Si vous voulez savoir ce que j'ai fait du reste du poisson, c'est ici que ça se passe

Recette

Vous avez conservé la tête, les arêtes, les nageoires du merlu dont vous avez levé les filets pour une autre recette. Bien entendu, vous étiez parti d’un poisson vidé (on mange des restes, mais faut pas pousser quand-même). Enlevez toutes les parties pouvant donner de l’amertume, à savoir les yeux et les éventuelles poches de sang présentes le long de l’arête. Coupez ce qui reste en morceaux.

Pelez un oignon, trois échalotes et cinq gousses d’ail. Hachez grossièrement le tout, et mettez à rissoler au fond d’un fait-tout. Coupez le poireau et la branche de céleri en petits tronçons, et ajoutez-le. Lorsque tout cela a un peu fondu, ajoutez du concentré de tomate, et faites-le cuire une minute en remuant sans arrêt. Mettez alors le poisson, un peu de fenouil et du laurier.
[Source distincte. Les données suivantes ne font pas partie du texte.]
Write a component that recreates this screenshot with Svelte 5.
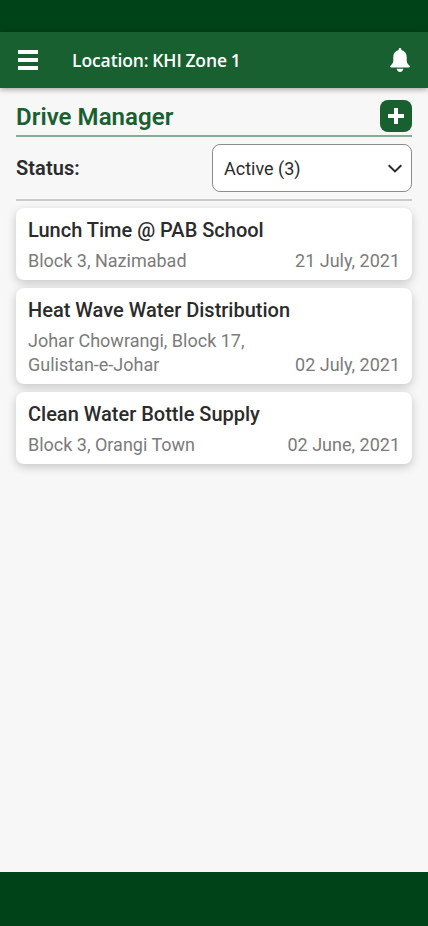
<script>
  const drives = [
    { title: 'Lunch Time @ PAB School', place: 'Block 3, Nazimabad', date: '21 July, 2021' },
    { title: 'Heat Wave Water Distribution', place: 'Johar Chowrangi, Block 17, Gulistan-e-Johar', date: '02 July, 2021' },
    { title: 'Clean Water Bottle Supply', place: 'Block 3, Orangi Town', date: '02 June, 2021' }
  ];
</script>

<div class="screen">
  <div class="status-bar"></div>
  <header>
    <button class="menu" aria-label="Menu">
      <svg width="20" height="20" viewBox="0 0 20 20"><path d="M0 0h20v4H0zM0 8h20v4H0zM0 16h20v4H0z" fill="#fff" /></svg>
    </button>
    <span class="location">Location: KHI Zone 1</span>
    <button class="bell" aria-label="Notifications">
      <svg width="20" height="24" viewBox="0 0 20 24">
        <path d="M10 0C9.2 0 8.7.6 8.7 1.4V2.1C5.2 2.8 3.3 5.5 3.3 9V12.5C3.3 14.8 2.2 16.2.6 17.5C-.4 18.4 0 19.5 1.2 19.5H18.8C20 19.5 20.4 18.4 19.4 17.5C17.8 16.2 16.7 14.8 16.7 12.5V9C16.7 5.5 14.8 2.8 11.3 2.1V1.4C11.3.6 10.8 0 10 0ZM6.6 20.8C7 22.7 8.2 24 10 24S13 22.7 13.4 20.8Z" fill="#fff" />
      </svg>
    </button>
  </header>

  <main>
    <div class="heading">
      <h1>Drive Manager</h1>
      <button class="add" aria-label="Add drive">
        <svg width="16" height="16" viewBox="0 0 16 16"><path d="M6 0h4v6h6v4h-6v6H6v-6H0V6h6z" fill="#fff" /></svg>
      </button>
    </div>
    <div class="filter">
      <span class="label">Status:</span>
      <button class="select">
        <span>Active (3)</span>
        <svg width="14" height="9" viewBox="0 0 14 9"><path d="M.7 1.2 7 7.4 13.3 1.2" fill="none" stroke="#2b2b2b" stroke-width="2" /></svg>
      </button>
    </div>
    <div class="list">
      {#each drives as drive}
        <article>
          <h2>{drive.title}</h2>
          <div class="meta">
            <span class="place">{drive.place}</span>
            <span class="date">{drive.date}</span>
          </div>
        </article>
      {/each}
    </div>
  </main>
  <footer></footer>
</div>

<style>
  .screen {
    display: flex;
    flex-direction: column;
    width: 428px;
    height: 926px;
    background: #f7f7f7;
    color: #2b2b2b;
    font-family: Roboto, sans-serif;
  }
  button { border: 0; padding: 0; background: none; font: inherit; color: inherit; }
  svg { display: block; }
  .status-bar { height: 32px; flex: none; background: #004318; }
  header {
    display: flex;
    align-items: center;
    flex: none;
    box-sizing: border-box;
    height: 56px;
    padding: 0 18px;
    background: #186030;
    box-shadow: 0 1px 6px rgba(0, 0, 0, 0.4);
  }
  .location {
    flex: 1;
    margin-left: 34px;
    color: #fff;
    font: 600 17.5px/24px "Open Sans", "Noto Sans", sans-serif;
    letter-spacing: -0.1px;
    word-spacing: -0.7px;
    white-space: nowrap;
  }
  main { flex: 1; padding: 8px 16px 0; }
  .heading {
    display: flex;
    align-items: center;
    justify-content: space-between;
    box-sizing: border-box;
    height: 41px;
    padding: 4px 0 3px;
    border-bottom: 2px solid #84ac90;
  }
  h1 { margin: 0; color: #186030; font-size: 24px; font-weight: 600; line-height: 32px; padding-top: 2px; letter-spacing: 0.06px; }
  .add {
    display: grid;
    place-items: center;
    width: 32px;
    height: 32px;
    border-radius: 8px;
    background: #186030;
  }
  .filter {
    display: flex;
    align-items: center;
    justify-content: space-between;
    box-sizing: border-box;
    height: 64px;
    padding: 7px 0;
    border-bottom: 2px solid #cbcbcb;
  }
  .label { font-size: 20px; font-weight: 600; line-height: 24px; letter-spacing: 0.08px; }
  .select {
    display: flex;
    align-items: center;
    justify-content: space-between;
    box-sizing: border-box;
    width: 200px;
    height: 48px;
    padding: 1px 9px 0 11px;
    border: 1px solid #8b8b8b;
    border-radius: 8px;
    background: #fff;
    font-size: 18px;
    line-height: 24px;
  }
  .list { display: flex; flex-direction: column; gap: 8px; padding-top: 7px; }
  article {
    padding: 10px 12px 7px;
    border-radius: 8px;
    background: #fff;
    box-shadow: 0 3px 10px rgba(0, 0, 0, 0.2);
  }
  h2 { margin: 0 0 7px; font-size: 20px; font-weight: 500; line-height: 24px; }
  .meta {
    display: flex;
    align-items: flex-end;
    justify-content: space-between;
    color: #7b7b7b;
    font-size: 18px;
    line-height: 24px;
  }
  .place { max-width: 240px; }
  .date { white-space: nowrap; }
  footer { height: 54px; flex: none; background: #004318; }
</style>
Mouillez de deux litres d’eau, et faites cuire à couvert pendant deux heures à petit bouillon.

Laissez refroidir, puis passez le tout au moulin à légumes. Filtrer ne suffirait pas, il faut utiliser cet ustensile pour bien exprimer les sucs du poisson et de la garniture aromatique. Votre soupe est prête, il ne reste qu’à la réchauffer et à l’assaisonner. Ici c’est sel, poivre et safran, ces épices étant à ajouter seulement durant cette phase, la cuisson ne leur faisant pas que du bien.  

Pour les croûtons, vous avez le choix entre les sécher au four, ou les faire rissoler dans un rien d’huile d’olive. Sachant que la rouille est composée d’une mayonnaise assez serrée, d’ail écrasé et de piment, le coup du four parait un peu pharisien (non, ce n’est pas un gardien de phare), sans compter le comté râpé, pour ceux qui en mettent. 

soupe

 J’étais en Provence, j’ai donc fait la version provençale, mais vous avez tous les choix poissibles à partir de la base. Si vous êtes normands, vous remplacerez le safran par de la crème et la rouille par du calva, si vous voulez rester breton, vous mettrez une pincé de curry pimenté, du Kari Gosse en meilleur, et quelques épluchures rondelles de pomme de terre, et ainsi à l'envi. Tout aussi librement, vous pouvez faire ce type de soupe avec n'importe quel poisson, en évitant les poissons gras qui donnent une saveur rance au potage. J'ai une soupe de tête de lotte dans un registre voisin.